The first module M1 may receive the first wafer map WM1. The first module M1 may extract meaningful characteristic information (e.g., significant characteristic information) from the first wafer map WM1 and perform sub sampling. The first module M1 may create a first output feature map FM1 based on meaningful characteristic information of the first wafer map WM1. For example, the meaningful characteristic information may include information related to and/or selected based on a relation to a type, location, rate, etc. of defect(s).

The second module M2 may be between the first module M1 and the third module M3. The second module M2 may receive the first output feature map FM1. The second module M2 may include an inception module, and the inception module may include a plurality of inception layers. For example, the inception module may include two inception layers. The inception module may, e.g., include a first inception layer IL1 and a second inception layer IL2 that are sequentially arranged.

The second module M2 may further include a shortcut connection. The shortcut connection may skip the inception module. The shortcut connection may connect the first output feature map FM1 to a layer output from the inception module (hereinafter, referred to as a ‘final output inception layer’). Accordingly, an addition operation may be performed on the first output feature map FM1 and the final output inception layer.

The significant characteristic information may be extracted from the first output feature map FM1 through the second module M2 and sub-sampling may be performed. The second module M2 may efficiently learn a deep and wide network by including a plurality of inception layers. For example, by learning using the second module M2, learning performance may be increased and the amount of computations may be reduced. The second module M2 may create a second output feature map FM2 as an addition operation is performed on the first output feature map FM1 and a final output inception layer.

The third module M3 may receive the second output feature map FM2. The third module M3 may analyze a pattern of the first wafer map WM1 based on the second output feature map FM2 and may determine a defect type of the first wafer map WM1. The third module M3 may include, e.g., a GAP layer. In the case wherein the third module M3 includes the GAP layer, overfitting may be improved. The third module M3 may output a pattern analysis result AR of the first wafer map WM1.

[100] Hereinafter, the modules M1, M2, and M3 are described with reference to FIGS. 8 to 13.

FIG. 8 is a view illustrating the structure of the first module M1 according to some example embodiments. In some example embodiments, FIG. 8 is a view illustrating a structure of the first module M1 of FIG. 7.

Referring to FIG. 8, the first module M1 may include at least one convolutional layer and at least one pooling layer. For example, the first module M1 may include three convolutional layers and two pooling layers. The first module M1 may further include a batch normalization layer and/or a dropout layer. For example, three convolutional layers, two pooling layers, one batch normalization layer, and one dropout layer may be positioned as shown in FIG. 8.

The first wafer map WM1 may be input to the first module M1. For example, the first wafer map WM1 and/or a feature map output from another layer may be input to the convolutional layer. The convolution layer may extract meaningful characteristic information from the input data. In some example embodiments, the convolution layer may be, e.g., iteratively trained in order to identify characteristic information of the first wafer map WM1.
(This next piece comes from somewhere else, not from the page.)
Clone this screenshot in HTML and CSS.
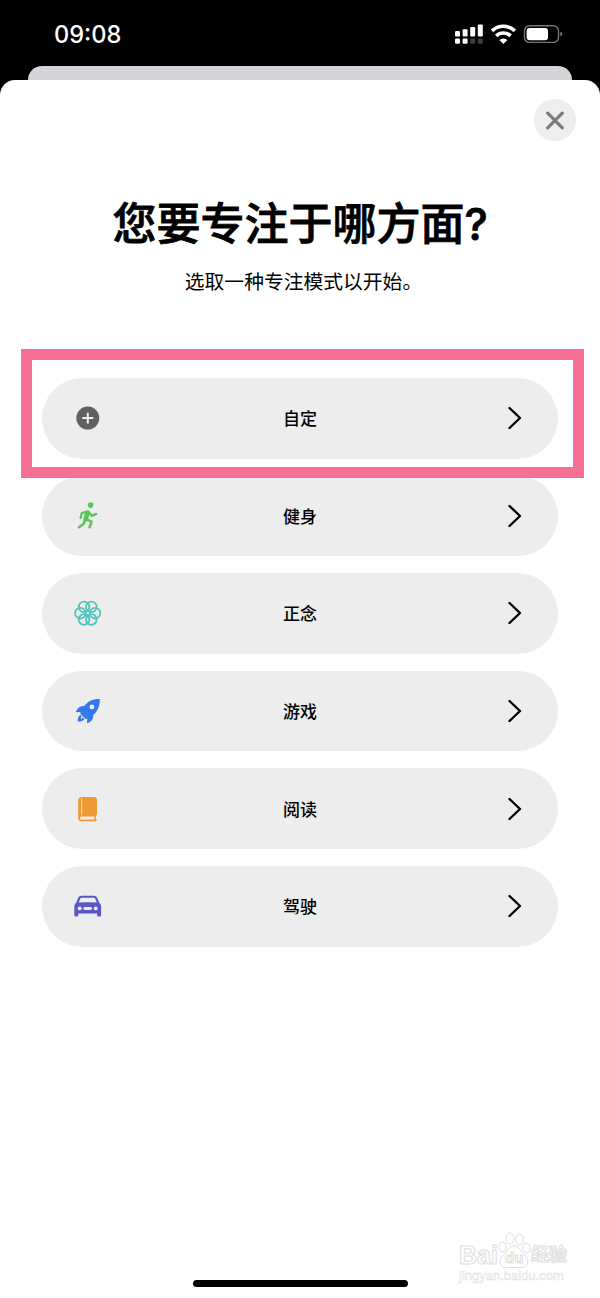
FILE: index.html
```
<!DOCTYPE html>
<html lang="zh-CN">
<head>
<meta charset="UTF-8">
<meta name="viewport" content="width=device-width, initial-scale=1.0">
<title>专注模式</title>
<link rel="stylesheet" href="styles.css">
</head>
<body>
<div class="screen">
<header class="status-bar">
  <span class="time">09:08</span>
  <svg class="status-icons" width="110" height="24" viewBox="0 0 110 24">
    <g fill="#fff">
      <rect x="2" y="9" width="5" height="5.5" rx="1.2"/>
      <rect x="9.6" y="7.3" width="5" height="7.2" rx="1.2"/>
      <rect x="17.2" y="5" width="5" height="9.5" rx="1.2"/>
      <rect x="24.8" y="2.6" width="5" height="11.9" rx="1.2"/>
      <rect x="2" y="16.6" width="5" height="5.2" rx="1.2"/>
      <rect x="9.6" y="16.6" width="5" height="5.2" rx="1.2"/>
    </g>
    <g fill="#3d3d3d">
      <rect x="17.2" y="16.6" width="5" height="5.2" rx="1.2"/>
      <rect x="24.8" y="16.6" width="5" height="5.2" rx="1.2"/>
    </g>
    <g fill="none" stroke="#fff" stroke-width="3.6">
      <path d="M39 8.9a16.4 16.4 0 0 1 22.8 0"/>
      <path d="M43.2 13.9a10.4 10.4 0 0 1 14.4 0"/>
    </g>
    <path d="M50.4 22l-4-4a5.8 5.8 0 0 1 8 0z" fill="#fff"/>
    <rect x="71.5" y="3.8" width="34" height="16.6" rx="5" fill="none" stroke="#777" stroke-width="1.4"/>
    <rect x="73.6" y="6" width="21.4" height="12.2" rx="3" fill="#fff"/>
    <path d="M107.3 9.6q2 .7 2 2.5t-2 2.5z" fill="#777"/>
  </svg>
</header>
<div class="back-card"></div>
<main class="sheet">
  <button class="close" aria-label="关闭">
    <svg width="20" height="20" viewBox="0 0 20 20"><path d="M2.7 3.2l14.6 14.6M17.3 3.2L2.7 17.8" stroke="#7c7c80" stroke-width="3.3" stroke-linecap="round"/></svg>
  </button>
  <h1>您要专注于哪方面?</h1>
  <p class="subtitle">选取一种专注模式以开始。</p>
  <ul class="modes">
    <li class="mode highlighted">
      <svg class="icon" viewBox="0 0 30 30">
        <circle cx="14.8" cy="15.1" r="11.5" fill="#616163"/>
        <path d="M14.8 9.7v10.8M9.4 15.1h10.8" stroke="#f2f2f2" stroke-width="2"/>
      </svg>
      <span>自定</span>
      <svg class="arrow" viewBox="0 0 16 24"><path d="M2.5 2L13 12 2.5 22"/></svg>
    </li>
    <li class="mode">
      <svg class="icon" viewBox="0 0 30 30">
        <circle cx="17.6" cy="4.1" r="2.8" fill="#5ac35c"/>
        <g fill="none" stroke="#5ac35c" stroke-linecap="round" stroke-linejoin="round">
          <path d="M7.6 16.9l1.2-4.7 5-1.6 2 .5 2.9 3.8 4.6-2" stroke-width="2.3"/>
          <path d="M14.6 11.8l-2 6.4" stroke-width="4.6"/>
          <path d="M12.6 18l6 2.6-2 5.6M12 19l-1.2 3.7L6 26.2" stroke-width="2.6"/>
        </g>
      </svg>
      <span>健身</span>
      <svg class="arrow" viewBox="0 0 16 24"><path d="M2.5 2L13 12 2.5 22"/></svg>
    </li>
    <li class="mode">
      <svg class="icon" viewBox="0 0 30 30">
        <g fill="none" stroke="#52c4bd" stroke-width="1.8">
          <circle cx="22" cy="15.2" r="5.3"/>
          <circle cx="18.35" cy="21.5" r="5.3"/>
          <circle cx="11.05" cy="21.5" r="5.3"/>
          <circle cx="7.4" cy="15.2" r="5.3"/>
          <circle cx="11.05" cy="8.9" r="5.3"/>
          <circle cx="18.35" cy="8.9" r="5.3"/>
        </g>
      </svg>
      <span>正念</span>
      <svg class="arrow" viewBox="0 0 16 24"><path d="M2.5 2L13 12 2.5 22"/></svg>
    </li>
    <li class="mode">
      <svg class="icon" viewBox="0 0 30 30">
        <path d="M26.2 3C20 2.9 14.6 5.6 11.2 9.9 7.6 9.8 4.6 11.6 3 15.3q-.3 1 .8.9l3.9-.3c-.6 1.1-.5 1.7.3 2.5l4 4c.8.7 1.4.7 2.4.1l-.4 3.7q0 1.1 1 .8c3.6-1.4 5.4-4.2 5.3-8C24.6 15.5 26.9 10 26.8 3.6q0-.6-.6-.6z" fill="#3478f0"/>
        <circle cx="18.9" cy="10.9" r="2.4" fill="#ededed"/>
        <path d="M7.3 18.9c-2 1-2.7 3.6-2.6 6.6 2.9.2 5.7-.5 6.6-2.5l-1.6-1.5c-.5.9-1.1 1.2-2.1 1.3 0-1 .4-1.7 1.2-2.3z" fill="#3478f0"/>
      </svg>
      <span>游戏</span>
      <svg class="arrow" viewBox="0 0 16 24"><path d="M2.5 2L13 12 2.5 22"/></svg>
    </li>
    <li class="mode">
      <svg class="icon" viewBox="0 0 30 30">
        <path d="M8.4 3h12.6q3 0 3 3v14.5q0 1-1 1.3v3.6q1 .2 1 .9t-1 .9H8.4Q5.2 27.2 5.2 24V6q0-3 3.2-3z" fill="#f09a37"/>
        <path d="M8.6 4.3v17" stroke="#f8d3a2" stroke-width="1.2"/>
        <path d="M8.6 22.4h12.8v3H8.4q-1.5 0-1.5-1.5t1.7-1.5z" fill="#f5eee4"/>
      </svg>
      <span>阅读</span>
      <svg class="arrow" viewBox="0 0 16 24"><path d="M2.5 2L13 12 2.5 22"/></svg>
    </li>
    <li class="mode">
      <svg class="icon" viewBox="0 0 30 30">
        <path fill-rule="evenodd" d="M8.5 4.7h12.4q2.5 0 3.4 2.3l1.8 4.6q2 1.5 2 4v8.5q0 1.5-1.5 1.5h-1q-1.5 0-1.5-1.5v-1.5H5.3v1.5q0 1.5-1.5 1.5h-1q-1.5 0-1.5-1.5v-8.5q0-2.5 2-4L5.1 7q.9-2.3 3.4-2.3zM8.8 6.8q-1.3 0-1.7 1.1L5.7 11.5q9-.7 18 0l-1.4-3.6q-.4-1.1-1.7-1.1z" fill="#5856c8"/>
        <circle cx="6.7" cy="17.4" r="1.9" fill="#ededed"/>
        <circle cx="22.7" cy="17.4" r="1.9" fill="#ededed"/>
        <rect x="10.4" y="16" width="8.6" height="2.9" rx="1.45" fill="#ededed"/>
      </svg>
      <span>驾驶</span>
      <svg class="arrow" viewBox="0 0 16 24"><path d="M2.5 2L13 12 2.5 22"/></svg>
    </li>
  </ul>
  <div class="home-bar"></div>
  <div class="watermark">
    <div class="wm-logo">
      <span>Bai</span>
      <svg width="33" height="37" viewBox="0 0 33 37">
        <g fill="#fff" stroke="#dedede" stroke-width="1">
          <ellipse cx="4.5" cy="15" rx="3.6" ry="4.8"/>
          <ellipse cx="12" cy="6.5" rx="4" ry="5.5"/>
          <ellipse cx="21.5" cy="7.5" rx="3.8" ry="5.5"/>
          <ellipse cx="28.5" cy="16" rx="3.6" ry="4.8"/>
          <path d="M16 14c5 0 5.5 4 8.5 7 3.5 3 6 5 5 10-1 4-5 5-9 4.500h-9C7 36 3 35 2 31c-1-5 3-7.5 6-10.5S11.5 14 16 14z"/>
        </g>
        <text x="7" y="31">du</text>
      </svg>
      <span class="wm-cn">经验</span>
    </div>
    <div class="wm-url">jingyan.baidu.com</div>
  </div>
</main>
</div>
</body>
</html>
```
FILE: styles.css
```
* {
  padding: 0;
  margin: 0;
  box-sizing: border-box;
}
body {
  background-color: #000;
  font-family: Inter, "Noto Sans CJK SC", sans-serif;
  color: #000;
}
.screen {
  display: flex;
  flex-direction: column;
  width: 600px;
  height: 1298px;
  overflow: hidden;
}
.status-bar {
  display: flex;
  justify-content: space-between;
  height: 66px;
  padding: 20px 37px 0 54px;
}
.time {
  color: #fff;
  font-size: 23.6px;
  font-weight: 500;
  line-height: 29px;
}
.status-icons {
  margin-top: 2px;
}
.back-card {
  height: 14px;
  margin: 0 28px;
  background-color: #d5d4d9;
  border-radius: 14px 14px 0 0;
}
.sheet {
  position: relative;
  display: flex;
  flex-direction: column;
  flex: 1;
  background-color: #fff;
  border-radius: 15px 15px 0 0;
}
.close {
  display: flex;
  align-items: center;
  justify-content: center;
  align-self: flex-end;
  width: 42px;
  height: 42px;
  margin: 19px 24px 0 0;
  border: none;
  border-radius: 50%;
  background-color: #eee;
}
h1 {
  margin-top: 53px;
  font-size: 44px;
  font-weight: 500;
  line-height: 60px;
  text-align: center;
  -webkit-text-stroke: 0.8px #000;
}
.subtitle {
  margin-top: 13px;
  padding-left: 7px;
  font-size: 19.8px;
  line-height: 30px;
  text-align: center;
}
.modes {
  display: flex;
  flex-direction: column;
  gap: 17px;
  margin-top: 81px;
  padding: 0 42px;
  list-style: none;
}
.mode {
  position: relative;
  display: flex;
  align-items: center;
  justify-content: space-between;
  height: 80.6px;
  padding: 0 35px 0 31px;
  border-radius: 41px;
  background-color: #ededed;
  font-size: 17px;
  font-weight: 500;
}
.mode span {
  flex: 1;
  padding: 0 10px 1px 0;
  text-align: center;
}
.icon {
  width: 30px;
  height: 30px;
}
.arrow {
  width: 16px;
  height: 24px;
  fill: none;
  stroke: #000;
  stroke-width: 2.4;
  stroke-linecap: round;
  stroke-linejoin: round;
}
/* 粉色标注框 */
.highlighted::after {
  content: "";
  position: absolute;
  z-index: 1;
  top: -29px;
  left: -21px;
  box-sizing: border-box;
  width: 563px;
  height: 129px;
  border: 11px solid #f86f96;
}
.home-bar {
  width: 215px;
  height: 7px;
  margin: auto auto 11px;
  border-radius: 4px;
  background-color: #000;
}
.watermark {
  position: absolute;
  left: 459px;
  top: 1152px;
  color: #fff;
  font-family: "Liberation Sans", "Noto Sans CJK SC", sans-serif;
  -webkit-text-stroke: 1px #dedede;
}
.wm-logo {
  display: flex;
  align-items: flex-end;
  height: 37px;
  font-size: 25px;
  font-weight: 700;
  line-height: 27px;
}
.wm-logo text {
  fill: #fff;
  stroke: #dedede;
  stroke-width: 1;
  font-size: 15px;
  font-weight: 700;
}
.wm-cn {
  font-size: 18px;
}
.wm-url {
  font-size: 13px;
  line-height: 14px;
  -webkit-text-stroke: 0.5px #dedede;
}
```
The pooling layer may perform sub-sampling to reduce characteristic information included in the input feature map. The pooling layer may change a spatial size of the input feature map. The pooling layer may include a max pooling layer. For example, at least one of the pooling layer may refer to a max pooling layer.

The batch normalization layer may be adjusted so that a deformed distribution does not occur during the training process of the deep learning model. For example, the batch normalization layer may normalize the input feature map using a mini-batch as a unit. The batch normalization layer may perform normalization using the mean and variance. By using the batch normalization layer, a gradient vanishing phenomenon, and/or a gradient exploding phenomenon may be improved. In addition, overfitting may be improved, and as dependence on selection of an initial weight value decreases, a learning speed may increase and the deep learning model MD may be trained stably.

The dropout layer may omit some neurons of the input feature map. Accordingly, the deep learning model may be trained through the reduced neural network. The dropout layer may randomly omit some neurons. Over-fitting may be improved using the dropout layer.

The first module M1 illustrated in FIG. 8 is an example of a neural network model for recognizing a defect pattern, but the example embodiments are not limited thereto, and a structure of the first module M1 may be variously changed according to the embodiments. For example, the first module M1 may have a different structure according to a type of the wafer and a type of the defect pattern as a target. For example, according to some example embodiments, the batch normalization layer included in the first module M1 may be positioned before the convolution layer, and/or the dropout layer may be omitted or replaced with the batch normalization layer.

FIG. 9 is a view illustrating a structure of the second module M2 according to some example embodiments. In some example embodiments, FIG. 9 is a view illustrating the structure of the second module M2 of FIG. 7.

Referring to FIG. 9, the second module M2 may include a plurality of inception layers. The plurality of inception layers may be sequentially arranged. The sequentially arranged inception layers may be referred to as an ‘inception module’. For example, the second module M2 may include a first inception layer IL1 and a second inception layer IL2. Accordingly, the sequentially arranged first inception layer IL1 and second inception layer IL2 may be referred to as an ‘inception module’. Each of the inception layers may include a plurality of layers, some of which perform operations in parallel. Hereinafter, a case in which the inception module includes two inception layers is described, but the example embodiments are not limited thereto. For example, the inception module may include three or more inception layers.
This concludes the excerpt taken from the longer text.